Hawaii is a very spiritual place. When I was surfing in Hawaii this past summer staring at a waterfall, I noticed that if you lined up the surfboard correctly you’d be surfing directly into the waterfall and the mountains.
There is a lot of energy in Hawaii, both spiritual and emotional energy. For reasons unknown, although probably because I was trying to show off to people on the beach, I decided while surfing to jump off my board into the shallow water . . . and ever since that day my hip has been aching.
Once I went deeper into it, I realized that I was on an emotional journey to have and experience the most incredible love I ever wanted: the love of myself. I realized that until I was able to do that, I would not be able to meet and experience someone amazing.
The “I Want More” blog I wrote was all about the feelings and emotions you have for someone that are so amazing that you just constantly desire more. A man named Joe (Mr. “DarkEnergy” himself in fact) posted a comment to that blog asking me how you can tell the difference between the feeling I described in the blog and a simple “crush.”
My answer to Joe was that you want to have a crush . . . just a crush that lasts forever. That’s the magic of love. The magic of love is having a crush that lasts forever and ever, but also knowing and being able to do the necessary work to nurture that relationship to allow it to go the distance.

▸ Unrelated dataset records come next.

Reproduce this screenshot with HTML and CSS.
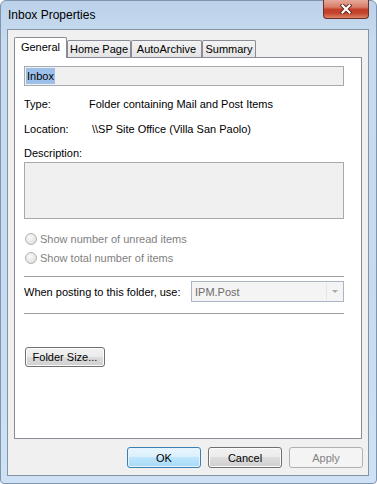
FILE: index.html
```html
<!DOCTYPE html>
<html lang="en">
<head>
    <meta charset="UTF-8">
    <meta name="viewport" content="width=device-width, initial-scale=1.0">
    <title>Inbox Properties</title>
    <link rel="stylesheet" href="styles.css">
</head>
<body>
    <div class="window">
        <div class="titlebar">
            <span class="title">Inbox Properties</span>
            <div class="close-btn">
                <svg width="12" height="10" viewBox="0 0 12 10">
                    <path d="M2.5 1.5 L9.5 8.5 M9.5 1.5 L2.5 8.5" stroke="#5a2218" stroke-width="4" stroke-linecap="square"/>
                    <path d="M2.5 1.5 L9.5 8.5 M9.5 1.5 L2.5 8.5" stroke="#ffffff" stroke-width="2.2" stroke-linecap="square"/>
                </svg>
            </div>
        </div>

        <div class="client">
            <div class="tabs">
                <div class="tab selected tab-general">General</div>
                <div class="tab tab-home">Home Page</div>
                <div class="tab tab-auto">AutoArchive</div>
                <div class="tab tab-summary">Summary</div>
            </div>

            <div class="panel">
                <div class="name-box"><span class="selection">Inbox</span></div>

                <div class="info-row row-type">
                    <span class="info-label">Type:</span>
                    <span>Folder containing Mail and Post Items</span>
                </div>
                <div class="info-row row-location">
                    <span class="info-label">Location:</span>
                    <span class="location-value">\\SP Site Office (Villa San Paolo)</span>
                </div>
                <div class="info-row row-desc">
                    <span>Description:</span>
                </div>
                <div class="desc-box"></div>

                <div class="radio-row radio-first">
                    <span class="radio"></span>
                    <span>Show number of unread items</span>
                </div>
                <div class="radio-row radio-second">
                    <span class="radio"></span>
                    <span>Show total number of items</span>
                </div>

                <div class="separator sep-first"></div>

                <div class="post-row">
                    <span>When posting to this folder, use:</span>
                    <div class="combo">
                        <span class="combo-text">IPM.Post</span>
                        <span class="combo-arrow"><span class="arrow"></span></span>
                    </div>
                </div>

                <div class="separator sep-second"></div>

                <button class="btn folder-size">Folder Size...</button>
            </div>

            <div class="footer">
                <button class="btn btn-default">OK</button>
                <button class="btn">Cancel</button>
                <button class="btn btn-disabled">Apply</button>
            </div>
        </div>
    </div>
</body>
</html>
```

FILE: styles.css
```css
body {
    margin: 0;
    font-family: "Liberation Sans", Arial, sans-serif;
    font-size: 11px;
    color: #000;
    overflow: hidden;
}
.window {
    width: 377px;
    height: 484px;
    box-sizing: border-box;
    display: flex;
    flex-direction: column;
    padding: 0 7px 7px 6px;
    background: linear-gradient(to bottom, #bcd2ea 0, #c8dbef 40px, #c6dbf1 60%, #cfe2f5 100%);
    border: 1px solid #7f95ad;
    border-radius: 6px 6px 4px 4px;
}
.titlebar {
    height: 28px;
    display: flex;
    align-items: center;
}
.title {
    padding-left: 1px;
    font-size: 12px;
}
.close-btn {
    margin-left: auto;
    align-self: flex-start;
    margin-top: -1px;
    width: 46px;
    height: 19px;
    box-sizing: border-box;
    border: 1px solid #6e3127;
    border-top: none;
    border-radius: 0 0 4px 4px;
    background: linear-gradient(to bottom, #e6a999 0%, #d77c68 40%, #c3412a 52%, #c2432b 72%, #dd8466 100%);
    display: flex;
    justify-content: center;
    align-items: center;
}
.client {
    flex: 1;
    display: flex;
    flex-direction: column;
    background: #f0f0f0;
    border: 1px solid #8593a3;
    padding: 7px 6px 0 6px;
}
.tabs {
    display: flex;
    align-items: flex-end;
    height: 20px;
}
.tab {
    box-sizing: border-box;
    height: 17px;
    border: 1px solid #898c95;
    border-bottom: none;
    border-radius: 2px 2px 0 0;
    background: linear-gradient(to bottom, #f3f3f3, #e4e4e4);
    display: flex;
    justify-content: center;
    align-items: center;
    white-space: nowrap;
}
.tab.selected {
    height: 21px;
    margin-bottom: -1px;
    background: #fff;
    position: relative;
    z-index: 1;
    padding-bottom: 2px;
}
.tab-general { width: 53px; }
.tab-home { width: 64px; }
.tab-auto { width: 71px; }
.tab-summary { width: 54px; }
.panel {
    flex: 1;
    background: #fff;
    border: 1px solid #898c95;
    padding: 8px 17px 0 9px;
    display: flex;
    flex-direction: column;
    align-items: flex-start;
}
.name-box {
    box-sizing: border-box;
    width: 320px;
    height: 20px;
    border: 1px solid #a5a9b0;
    background: #f0f0f0;
    padding-left: 1px;
    display: flex;
    align-items: center;
}
.selection {
    background: #9dc0ea;
    padding: 0 1px;
    line-height: 16px;
}
.info-row {
    height: 15px;
    display: flex;
    align-items: center;
    margin-top: 10px;
}
.info-label {
    width: 65px;
}
.location-value {
    padding-left: 3px;
}
.row-desc {
    margin-top: 9px;
}
.desc-box {
    box-sizing: border-box;
    width: 320px;
    height: 57px;
    margin-top: 2px;
    border: 1px solid #a5a9b0;
    background: #f0f0f0;
}
.radio-row {
    height: 17px;
    display: flex;
    align-items: center;
    color: #7f7f7f;
}
.radio-first { margin-top: 11px; }
.radio-second { margin-top: 2px; }
.radio {
    box-sizing: border-box;
    width: 12px;
    height: 12px;
    margin: 0 3px 0 1px;
    border: 1px solid #b4b4b4;
    border-radius: 50%;
    background: radial-gradient(circle at 40% 35%, #fafafa 0, #e6e6e6 60%, #d6d6d6 100%);
}
.separator {
    width: 320px;
    height: 1px;
    background: #a0a0a0;
}
.sep-first { margin-top: 10px; }
.sep-second { margin-top: 11px; }
.post-row {
    width: 320px;
    height: 21px;
    margin-top: 4px;
    display: flex;
    align-items: center;
}
.combo {
    margin-left: auto;
    box-sizing: border-box;
    width: 153px;
    height: 21px;
    border: 1px solid #a7b5c6;
    background: #f4f4f4;
    display: flex;
    align-items: center;
}
.combo-text {
    padding-left: 3px;
    color: #6d6d6d;
}
.combo-arrow {
    margin-left: auto;
    width: 15px;
    height: 17px;
    margin-right: 1px;
    border-left: 1px solid #e2e5e9;
    display: flex;
    justify-content: center;
    align-items: center;
}
.arrow {
    width: 0;
    height: 0;
    border-left: 3px solid transparent;
    border-right: 3px solid transparent;
    border-top: 3px solid #a2a8af;
}
.btn {
    box-sizing: border-box;
    width: 74px;
    height: 21px;
    padding: 0;
    border: 1px solid #707070;
    border-radius: 3px;
    background: linear-gradient(to bottom, #f2f2f2 0%, #ebebeb 50%, #dddddd 50%, #cfcfcf 100%);
    box-shadow: inset 0 0 0 1px #fbfbfb;
    font-family: "Liberation Sans", Arial, sans-serif;
    font-size: 11px;
    color: #000;
}
.folder-size {
    width: 80px;
    height: 20px;
    margin: 33px 0 0 1px;
}
.footer {
    height: 36px;
    box-sizing: border-box;
    padding-top: 8px;
    margin-right: -1px;
    display: flex;
    justify-content: flex-end;
    align-items: flex-start;
    gap: 7px;
}
.btn-default {
    border-color: #3c7fb1;
    background: linear-gradient(to bottom, #eaf6fd 0%, #d9f0fc 50%, #bee6fd 50%, #a7d9f5 100%);
    box-shadow: inset 0 0 0 1px #e5f4fc;
}
.btn-disabled {
    border-color: #adb2b5;
    background: #f4f4f4;
    box-shadow: none;
    color: #838383;
}
```
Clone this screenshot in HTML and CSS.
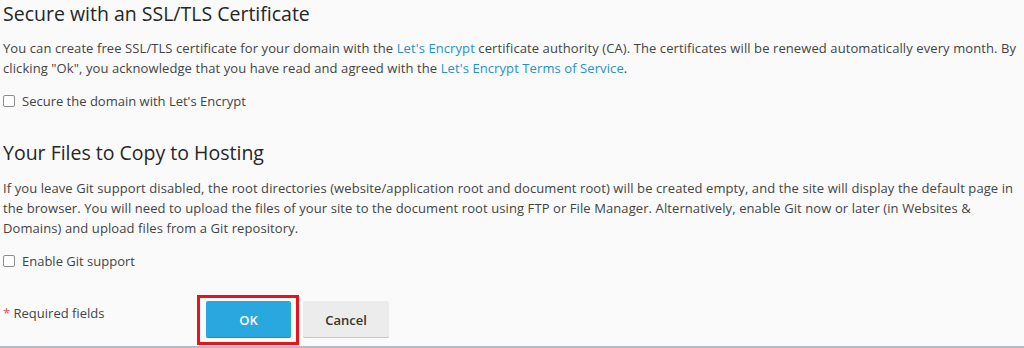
FILE: index.html
```html
<!DOCTYPE html>
<html>
<head>
<meta charset="utf-8">
<link rel="stylesheet" href="styles.css">
</head>
<body>
<div class="page">
  <section class="section">
    <h2 class="heading">Secure with an SSL/TLS Certificate</h2>
    <p class="text">You can create free SSL/TLS certificate for your domain with the <a class="link" href="#">Let's Encrypt</a> certificate authority (CA). The certificates will be renewed automatically every month. By clicking "Ok", you acknowledge that you have read and agreed with the <a class="link" href="#">Let's Encrypt Terms of Service</a>.</p>
    <label class="check"><span class="box"></span><span>Secure the domain with Let's Encrypt</span></label>
  </section>
  <section class="section second">
    <h2 class="heading">Your Files to Copy to Hosting</h2>
    <p class="text">If you leave Git support disabled, the root directories (website/application root and document root) will be created empty, and the site will display the default page in the browser. You will need to upload the files of your site to the document root using FTP or File Manager. Alternatively, enable Git now or later (in Websites &amp; Domains) and upload files from a Git repository.</p>
    <label class="check"><span class="box"></span><span>Enable Git support</span></label>
  </section>
  <div class="footer">
    <div class="required"><span class="star">*</span> Required fields</div>
    <div class="buttons">
      <div class="highlight"><button class="btn primary">OK</button></div>
      <button class="btn cancel">Cancel</button>
    </div>
  </div>
</div>
</body>
</html>
```
FILE: styles.css
```css
html, body {
  margin: 0;
  padding: 0;
  background: #fafafa;
}
body {
  width: 1024px;
  height: 348px;
  overflow: hidden;
  font-family: "Open Sans", "Noto Sans", sans-serif;
  color: #444;
  font-size: 13px;
}
.page {
  height: 346px;
  border-bottom: 2px solid #b2bacb;
  padding-left: 3px;
}
.heading {
  margin: 0;
  font-size: 19.5px;
  font-weight: 400;
  line-height: 27px;
  color: #262626;
}
.text {
  margin: 11px 0 0;
  line-height: 20px;
  width: 1016px;
  letter-spacing: 0.09px;
}
.second .text {
  margin-top: 12px;
}
.link {
  color: #2891c5;
  text-decoration: none;
}
.check {
  display: flex;
  align-items: center;
  gap: 7px;
  margin-top: 13px;
  line-height: 20px;
}
.box {
  width: 10px;
  height: 10px;
  border: 1px solid #8c8c8c;
  border-radius: 2px;
  background: #fff;
}
.second {
  margin-top: 28px;
}
.footer {
  display: flex;
  align-items: flex-start;
  margin-top: 24px;
}
.required {
  width: 194px;
  line-height: 20px;
  padding-top: 8px;
}
.star {
  color: #e0505e;
}
.buttons {
  display: flex;
  align-items: flex-start;
  gap: 4px;
}
.highlight {
  border: 3px solid #e5141d;
  padding: 3px 5px 4px 6px;
}
.btn {
  font-family: "Open Sans", "Noto Sans", sans-serif;
  font-size: 13px;
  font-weight: 600;
  height: 37px;
  border: 0;
  border-radius: 2px;
  margin: 0;
  padding: 0;
}
.primary {
  width: 85px;
  background: #28a8de;
  color: #fff;
  box-shadow: inset 0 -1px 0 rgba(0,0,0,0.15);
}
.cancel {
  width: 86px;
  margin-top: 6px;
  background: #ececec;
  color: #333;
  box-shadow: inset 0 -1px 0 #c6c6c6;
}
```
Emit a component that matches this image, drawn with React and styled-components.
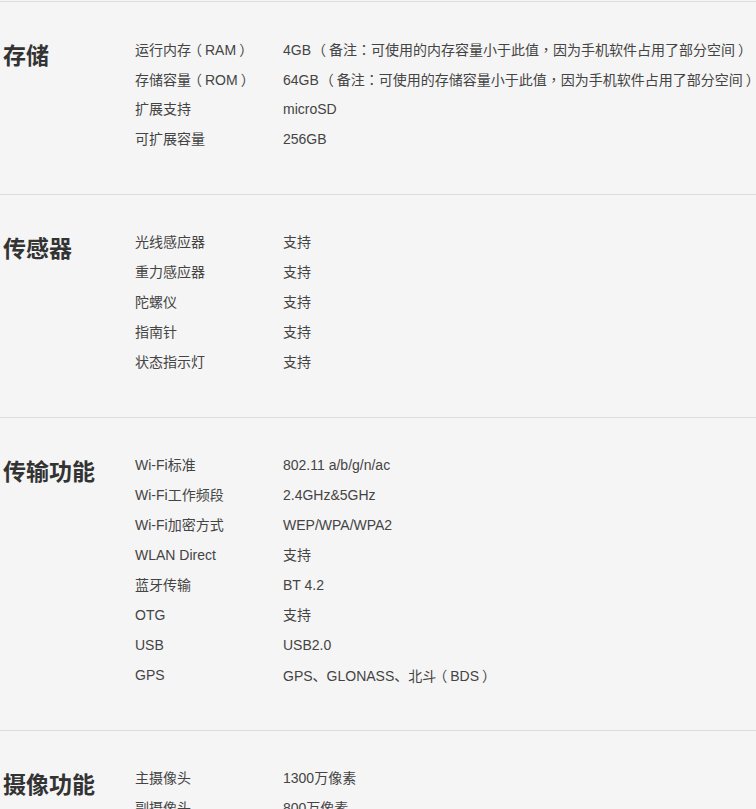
import React from "react";
import styled, { createGlobalStyle } from "styled-components";

const Global = createGlobalStyle`
  html, body { margin: 0; padding: 0; background: #f5f5f5; }
  body { font-family: "Liberation Sans", "Noto Sans CJK SC", sans-serif; color: #333; }
`;

const Page = styled.div`
  padding-top: 1px;
  width: 756px;
  overflow: hidden;
`;

const Section = styled.section`
  display: grid;
  grid-template-columns: 135px 1fr;
  border-top: 1px solid #dcdcdc;
  padding: 32px 0 40px 0;
`;

const Heading = styled.h2`
  margin: 0;
  padding-left: 3px;
  font-size: 23px;
  font-weight: bold;
  line-height: 40px;
  color: #333;
  font-family: "Noto Sans CJK SC", sans-serif;
`;

const Rows = styled.div`
  display: flex;
  flex-direction: column;
`;

const Row = styled.div`
  display: grid;
  grid-template-columns: 148px 1fr;
  height: 30px;
  line-height: 30px;
  font-size: 14px;
  white-space: nowrap;
`;

const Cell = styled.span`
  color: #444;
`;

const Punct = styled.span`
  font-family: "Noto Sans CJK TC", sans-serif;
  display: inline-block;
  transform: translateX(${(p) => p.$shift}px);
`;

const SHIFT = { "（": -3, "）": 3, "，": 0, "：": 0 };
const PUNCT = /([，：（）])/;

function Text({ children }) {
  return children
    .split(PUNCT)
    .map((part, i) =>
      part.length === 1 && part in SHIFT ? (
        <Punct key={i} $shift={SHIFT[part]}>{part}</Punct>
      ) : (
        part
      )
    );
}

const data = [
  {
    title: "存储",
    rows: [
      ["运行内存（RAM）", "4GB （备注：可使用的内存容量小于此值，因为手机软件占用了部分空间）"],
      ["存储容量（ROM）", "64GB （备注：可使用的存储容量小于此值，因为手机软件占用了部分空间）"],
      ["扩展支持", "microSD"],
      ["可扩展容量", "256GB"],
    ],
  },
  {
    title: "传感器",
    rows: [
      ["光线感应器", "支持"],
      ["重力感应器", "支持"],
      ["陀螺仪", "支持"],
      ["指南针", "支持"],
      ["状态指示灯", "支持"],
    ],
  },
  {
    title: "传输功能",
    rows: [
      ["Wi-Fi标准", "802.11 a/b/g/n/ac"],
      ["Wi-Fi工作频段", "2.4GHz&5GHz"],
      ["Wi-Fi加密方式", "WEP/WPA/WPA2"],
      ["WLAN Direct", "支持"],
      ["蓝牙传输", "BT 4.2"],
      ["OTG", "支持"],
      ["USB", "USB2.0"],
      ["GPS", "GPS、GLONASS、北斗（BDS）"],
    ],
  },
  {
    title: "摄像功能",
    rows: [
      ["主摄像头", "1300万像素"],
      ["副摄像头", "800万像素"],
      ["闪光灯", "支持"],
    ],
  },
];

export default function App() {
  return (
    <Page>
      <Global />
      {data.map((s) => (
        <Section key={s.title}>
          <Heading>{s.title}</Heading>
          <Rows>
            {s.rows.map(([l, v]) => (
              <Row key={l}>
                <Cell><Text>{l}</Text></Cell>
                <Cell><Text>{v}</Text></Cell>
              </Row>
            ))}
          </Rows>
        </Section>
      ))}
    </Page>
  );
}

I want a crush that lasts forever. I want to look at someone and always think they’re the most beautiful person in the world. I want every kiss to be magical.
The only way to make that happen and to make a crush last forever, though, is to be totally conscious about the other person. You need to find someone who is effortless to be with and with whom doing the right this is easy.
The only way to make a relationship like this last is to have both of you want to make it last. You both must recognize the gifts. You both also must recognize your relationship to be comprised of two souls which connect on a deep level. Most importantly, you must have done enough work on yourself to realize that such a connection doesn’t happen every single day.
You may still have more work to do on yourself, but we all need to be working on ourselves every day. If you do and you have already found a crush, the great thing is that you have the other person to support you, accept you and embrace you for everything you are working on about yourself.
Granted, every relationship has a honeymoon phase, but I’ve seen couples who are still “ga-ga” about each other after seven or eight years. They may no longer be having sex seven days a week, but when they make love it’s still absolutely amazing. It is still so amazing because they are still making love to someone on whom they have a crush, someone with whom they’ve created a level of comfort where they know each other on every level and have given every part of themselves to each other.
So all of you should be looking to have a crush on someone, the kind of crush that lasts forever. The only way to make a crush last forever, though, is to first have a crush on yourself. Start getting a kick out of yourself. Start enjoying yourself.
More importantly, get on the same page as someone else’s soul, and let your souls connect. When two souls are connecting, you are going to have a crush . . . and a crush far greater than the kind you had at age sixteen.
Over the age of thirty, you truly know that when you find this it is a gift being presented to you that doesn’t happen every day. You are emotionally mature enough to embrace it and have fun with it.
For all of you who don’t believe in the magic of a crush, you are missing out on something. For those of you who still want to find someone on whom you have this “forever” kind of a crush, the only way to start is to first have a crush on yourself. Remember that nobody can have a crush on you unless you love yourself.














October 28, 2008 

some people have a lot of trouble loving themselves when all they can see is the failures and mistakes they have made.
David,
You are correct. All three of the men I feel in love with were my biggest crushes. I feel for them the moment I saw them. However, like you said, they did not feel the same for me. Either they were gay or just did not want me.
So I do believe you must love yourself first. It has taken me over 4 years to get to this point. Now I am ready to share my love with a man who also loves themselves unconditionally.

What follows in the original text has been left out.